Per i giovani siciliani la mafia è più forte dello Stato

Nutrono una forte sfiducia nella politica e ritengono che lo Stato non faccia abbastanza per combattere la mafia, fenomeno invincibile per oltre il 43% dei giovani. È l’opinione di oltre mille studenti di tutta Italia che hanno partecipato all’indagine sulla percezione mafiosa promossa per il nono anno dal centro studi Pio La Torre e che oggi sarà presentata al presidente della Repubblica, Sergio Mattarella, da una delegazione del centro. È stato proprio il Capo dello Stato a indicare nel suo discorso di insediamento la lotta alle mafie e alla corruzione come “priorità assolute”.

Eppure, secondo il questionario del centro La Torre, oltre il 71% dei ragazzi ritiene che lo Stato non faccia abbastanza per sconfiggere le mafie e, alla domanda su chi sia più forte tra lo Stato e la mafia, il 52,69% dice la mafia, il 27,83% ritiene siano ugualmente forti, e appena il 10,46% assegna il primato allo Stato. Il 93% degli studenti interpellati considera “forte” il collegamento tra mafia e politica, e quasi il 70% del campione ritiene che la corruzione della classe politica locale sia causa della diffusione delle mafie nelle regioni centro-settentrionali.

Per quasi l’84% degli studenti le mafie si infiltrano nello Stato, e nel 41,46% dei casi ritiene addirittura che Stato e mafia coincidano. Prevale comunque la convinzione che la mafia sia un fenomeno da combattere per il 31% dei ragazzi, da evitare con attenzione (8,5%) da disprezzare (4,5%). Per quasi il 24% degli studenti, “bisogna colpire la mafia nei suoi interessi economici”, “combattere la corruzione e il clientelismo” (21,79%), “educare i giovani alla legalità” (17,79%), “potenziare il controllo del territorio” (15,16%).
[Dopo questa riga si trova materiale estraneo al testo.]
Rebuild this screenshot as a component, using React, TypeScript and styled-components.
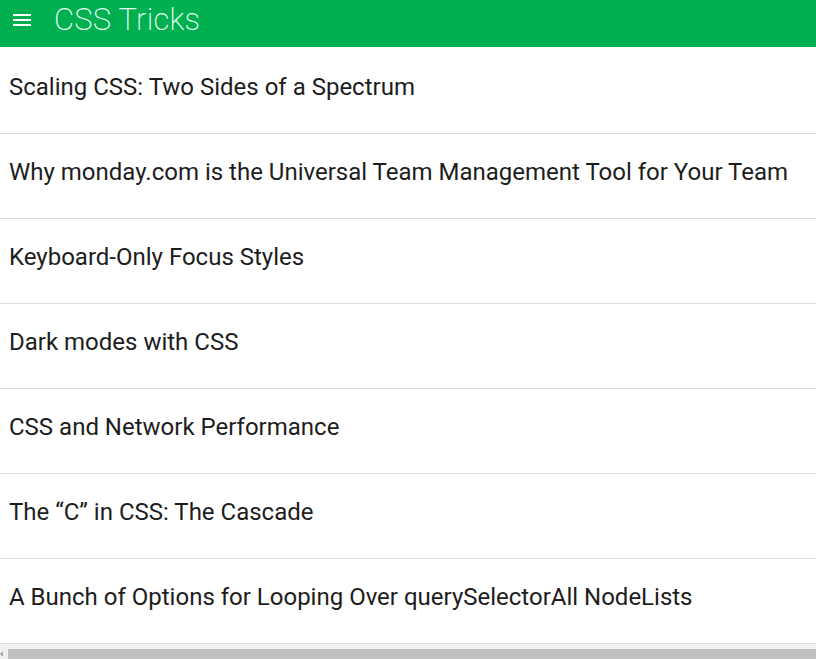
import React from "react";
import styled, { createGlobalStyle } from "styled-components";

const Global = createGlobalStyle`
  html, body { margin: 0; padding: 0; background: #fff; overflow: hidden; }
  body { font-family: Roboto, "Noto Sans", sans-serif; }
`;

const Page = styled.div`
  width: 816px;
  height: 659px;
  display: flex;
  flex-direction: column;
  overflow: hidden;
`;

const Header = styled.header`
  height: 47px;
  flex: none;
  background: #00b050;
  display: flex;
  align-items: flex-start;
  color: #fff;
`;

const MenuButton = styled.div`
  width: 24px;
  height: 24px;
  margin: 8px 20px 0 10px;
  display: flex;
`;

const Title = styled.h1`
  margin: 0;
  font-family: Roboto, sans-serif;
  font-weight: 200;
  font-size: 31px;
  line-height: 40px;
  color: #e6fff2;
  letter-spacing: 0.2px;
`;

const List = styled.ul`
  list-style: none;
  margin: 0;
  padding: 2px 0 0;
  flex: 1;
`;

const Item = styled.li`
  box-sizing: border-box;
  height: 85px;
  border-bottom: 1px solid #dcdcdc;
  display: flex;
  align-items: center;
  padding: 0 0 8px 9px;
  font-family: Roboto, sans-serif;
  font-size: 24px;
  color: #1d1d1d;
  white-space: nowrap;
`;

const ScrollTrack = styled.div`
  height: 15px;
  flex: none;
  background: #f1f1f1;
  display: flex;
  align-items: flex-end;
`;

const ScrollArrow = styled.div`
  width: 8px;
  height: 10px;
  display: flex;
  align-items: center;
`;

const ScrollThumb = styled.div`
  flex: 1;
  height: 10px;
  background: #c1c1c1;
`;

const items = [
  "Scaling CSS: Two Sides of a Spectrum",
  "Why monday.com is the Universal Team Management Tool for Your Team",
  "Keyboard-Only Focus Styles",
  "Dark modes with CSS",
  "CSS and Network Performance",
  "The \u201CC\u201D in CSS: The Cascade",
  "A Bunch of Options for Looping Over querySelectorAll NodeLists",
];

export default function App() {
  return (
    <Page>
      <Global />
      <Header>
        <MenuButton>
          <svg width="24" height="24" viewBox="0 0 24 24" fill="#fff">
            <path d="M3 18h18v-2H3v2zm0-5h18v-2H3v2zm0-7v2h18V6H3z" />
          </svg>
        </MenuButton>
        <Title>CSS Tricks</Title>
      </Header>
      <List>
        {items.map((t) => (
          <Item key={t}>{t}</Item>
        ))}
      </List>
      <ScrollTrack>
        <ScrollArrow>
          <svg width="8" height="10" viewBox="0 0 8 10">
            <path d="M0 5 L3 2 L3 8 Z" fill="#a3a3a3" />
          </svg>
        </ScrollArrow>
        <ScrollThumb />
      </ScrollTrack>
    </Page>
  );
}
Tra le figure professionali di riferimento, magistrati e forze dell’ordine superano il 45% dei gradimenti, mentre primi in classifica per gli studenti risultano gli insegnanti (nutre in loro “molta fiducia” il 34,74%, “abbastanza” il 50,86%). I giornalisti riscuotono “molta fiducia” per il 10,75%, “abbastanza” per il 44,43%; i parroci “molta fiducia” per il 12, 67%, “abbastanza” per il 36,47%.

Ultimi in classifica, invece, i sindacalisti e i politici nazionali, degni di “poca” o “nulla” fiducia per l’88,29% dei giovani e quelli locali, per i quali il sentimento di sfiducia riguarda quasi l’84% del campione. “Consola vedere che pochi (13,72%) considerano la mancanza di occupazione come la causa che spinge ad entrare nelle fila della mafia – ha detto l’economista Franco Garufi – mi pare un notevole passo in avanti rispetto ai tempi in cui il ricatto lavorativo era strumento tutt’altro che secondario della pressione mafiosa sulla società”.

“Gli studenti interpellati mostrano una grande carica etica – ha osservato il presidente del centro studi, Vito Lo Monaco – sono consapevoli che le mafie sono uno strumento di potere e accumulazione di ricchezze illecite e che vanno ripudiate. Conforta la loro fiducia nella scuola e negli insegnanti. Una buona politica dovrebbe cogliere il ripetuto allarme che la percezione dei giovani manifesta per il ruolo assunto dalle mafie”. Per il sostituto procuratore Nino Di Matteo, uno dei Pm del processo sulla trattativa Stato-mafia, “I ragazzi hanno bisogno di capire che i rappresentanti delle istituzioni credano veramente in quello che fanno e di interlocutori istituzionali che di pongano nei loro confronti con semplicità e chiarezza. Non sono pessimista per le percentuali di questo studio”.